When the war broke out in 2004, Dr Bashir’s patients in the village hospital included girls who had been raped by the government’s militia. Dr Bashir spoke out to explain that the reality on ground was much more complex than what the Sudanese authorities would have the international community believe. She was threatened and sent to a remote hospital miles away from the media glare. However, when a school close to the hospital was attacked and several young girls raped, Dr Bashir, who had attended to them, was asked by the United Nations officials to testify. She did so with devastating consequences — imprisonment, gangrape and torture. On her release, Dr Bashir escaped to the United Kingdom and sought asylum as a refugee. In an interview to a newspaper, she said that she had no regrets about reporting the horrendous abuse committed by the Sudanese authorities on the children of Darfur. Her book, Tears of the Desert, was published recently.

Vian Dakhil (1971) is also young and holds an important post — she’s the only Yazidi woman member of the Iraqi Parliament. She too could not be present as her car met with an accident when she was on her way to the airport. She sent a message from the hospital bed. On August 5, 2014, when she gave a passionate call in Parliament on behalf of Yazidis trapped in the mountains of Sinjar, where the Islamic State of Iraq and Syria was committing genocide, she made international news headlines. She had warned then that without immediate intervention of the international community there would be large-scale massacre.

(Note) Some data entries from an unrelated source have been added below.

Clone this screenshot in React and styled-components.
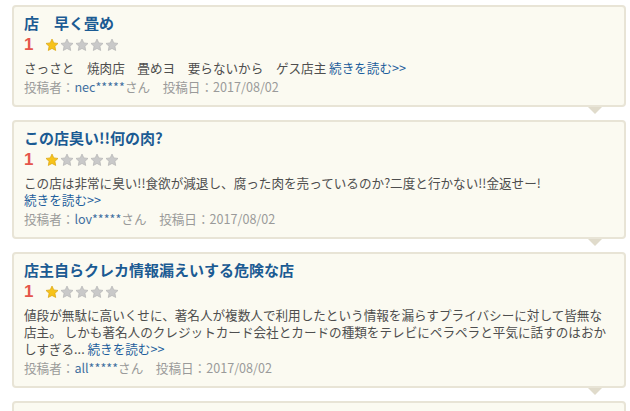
import styled, { createGlobalStyle } from "styled-components"

const GlobalStyle = createGlobalStyle`
  html, body {
    margin: 0;
    padding: 0;
    background: #ffffff;
  }
  body {
    font-family: "Noto Sans CJK JP", "Noto Sans", sans-serif;
    color: #555555;
  }
`

const List = styled.ul`
  list-style: none;
  margin: 0;
  padding: 5px 4px 0 12px;
  height: 411px;
  overflow: hidden;
  box-sizing: border-box;
`

const Card = styled.li`
  position: relative;
  border: 2px solid #e8e4d6;
  border-radius: 4px;
  background: #fbfaf1;
  padding: 6px 10px 10px;
  margin-bottom: 13px;

  &::after {
    content: "";
    position: absolute;
    right: 22px;
    bottom: -9px;
    border-left: 7px solid transparent;
    border-right: 7px solid transparent;
    border-top: 7px solid #e0dbcb;
  }
`

const Title = styled.h2`
  margin: 0;
  font-size: 15px;
  line-height: 20px;
  font-weight: bold;
  color: #1b5b93;
  white-space: nowrap;
`

const Rating = styled.div`
  display: flex;
  align-items: center;
  height: 20px;
  margin-top: 2px;
`

const Score = styled.span`
  font-family: "Liberation Sans", Arial, sans-serif;
  font-size: 17px;
  font-weight: bold;
  color: #e5554b;
  width: 21px;
`

const Stars = styled.span`
  display: flex;
  gap: 1px;
`

const Body = styled.p`
  margin: 4px 0 0;
  font-size: 12.6px;
  line-height: 17px;
  color: #4e4e4e;

  span {
    display: block;
    white-space: nowrap;
  }
`

const More = styled.a`
  color: #1d5e9c;
  text-decoration: none;
`

const Meta = styled.p`
  margin: 2px 0 0;
  font-size: 12.6px;
  line-height: 17px;
  color: #9a9a9a;
  white-space: nowrap;

  b {
    font-weight: normal;
    color: #3f6f9f;
  }
`

const Star = ({ on }) => (
  <svg width="14" height="14" viewBox="0 0 24 24">
    <path
      d="M12 1.8l3.1 6.6 7.2.9-5.3 5 1.4 7.1L12 17.9l-6.4 3.5 1.4-7.1-5.3-5 7.2-.9z"
      fill={on ? "#f7c31a" : "#c9c9c9"}
      stroke={on ? "#d9a30e" : "#b3b3b3"}
      strokeWidth="1.2"
      strokeLinejoin="round"
    />
  </svg>
)

const reviews = [
  {
    title: "店　早く畳め",
    lines: ["さっさと　焼肉店　畳めヨ　要らないから　ゲス店主 "],
    user: "nec*****",
  },
  {
    title: "この店臭い!!何の肉?",
    lines: ["この店は非常に臭い!!食欲が減退し、腐った肉を売っているのか?二度と行かない!!金返せー!", ""],
    user: "lov*****",
  },
  {
    title: "店主自らクレカ情報漏えいする危険な店",
    lines: [
      "値段が無駄に高いくせに、著名人が複数人で利用したという情報を漏らすプライバシーに対して皆無な",
      "店主。 しかも著名人のクレジットカード会社とカードの種類をテレビにペラペラと平気に話すのはおか",
      "しすぎる... ",
    ],
    user: "all*****",
  },
  {
    title: "ボッタクリ店",
    lines: ["料金が高すぎる。 "],
    user: "tak*****",
  },
]

const App = () => (
  <>
    <GlobalStyle />
    <List>
      {reviews.map((r, i) => (
        <Card key={i}>
          <Title>{r.title}</Title>
          <Rating>
            <Score>1</Score>
            <Stars>
              {[0, 1, 2, 3, 4].map((n) => (
                <Star key={n} on={n === 0} />
              ))}
            </Stars>
          </Rating>
          <Body>
            {r.lines.map((line, j) => (
              <span key={j}>
                {line}
                {j === r.lines.length - 1 && <More href="#">続きを読む&gt;&gt;</More>}
              </span>
            ))}
          </Body>
          <Meta>
            投稿者：<b>{r.user}</b>さん　投稿日：2017/08/02
          </Meta>
        </Card>
      ))}
    </List>
  </>
)

export default App
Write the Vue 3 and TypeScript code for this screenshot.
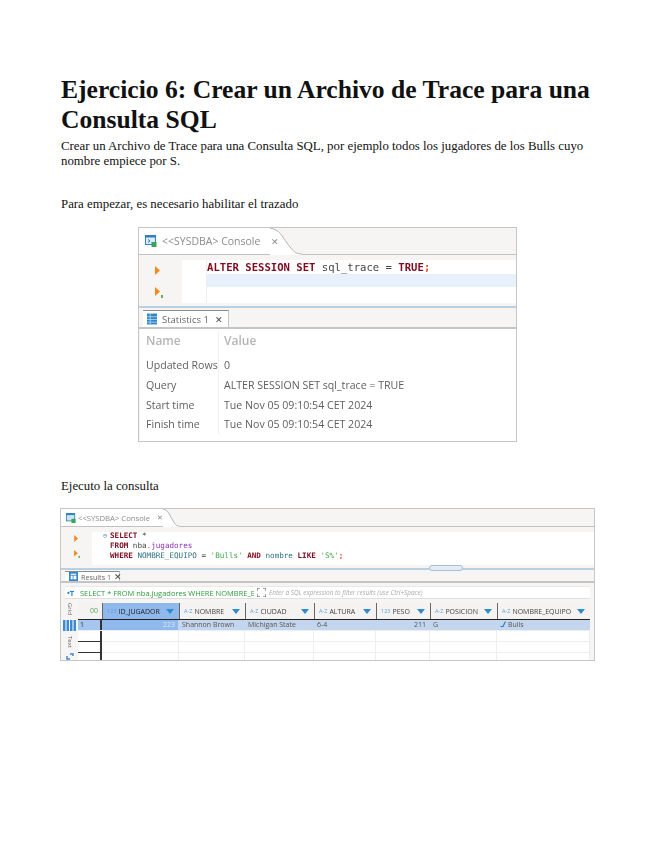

The youngest awardee was Sonita Alizadeh (1996), the 20-year-old Afghan rapper who survived several attempts by her parents to marry her off to the highest bidder. In an Iranian refugee camp she learnt to write and secretly composed a rap song, Dokhtar Foroshi (Children on sale), to denounce forced child marriages. Her song was a hit and, in October 2015, it was shared at the Women in the World Summit in London. She now lives in the United States and is continuing her studies. Due to her exam schedule she too could not come.

That leaves yours truly, the only one who was present in person to receive the honour. I was dwarfed by the towering presence of the absent women. As the Mayor of Milan, dedicated a tree to each of us in the “garden of the righteous” at an impressive ceremony, the message was loud and clear — International Women’s Day is an ode to the extraordinary courage of ordinary women.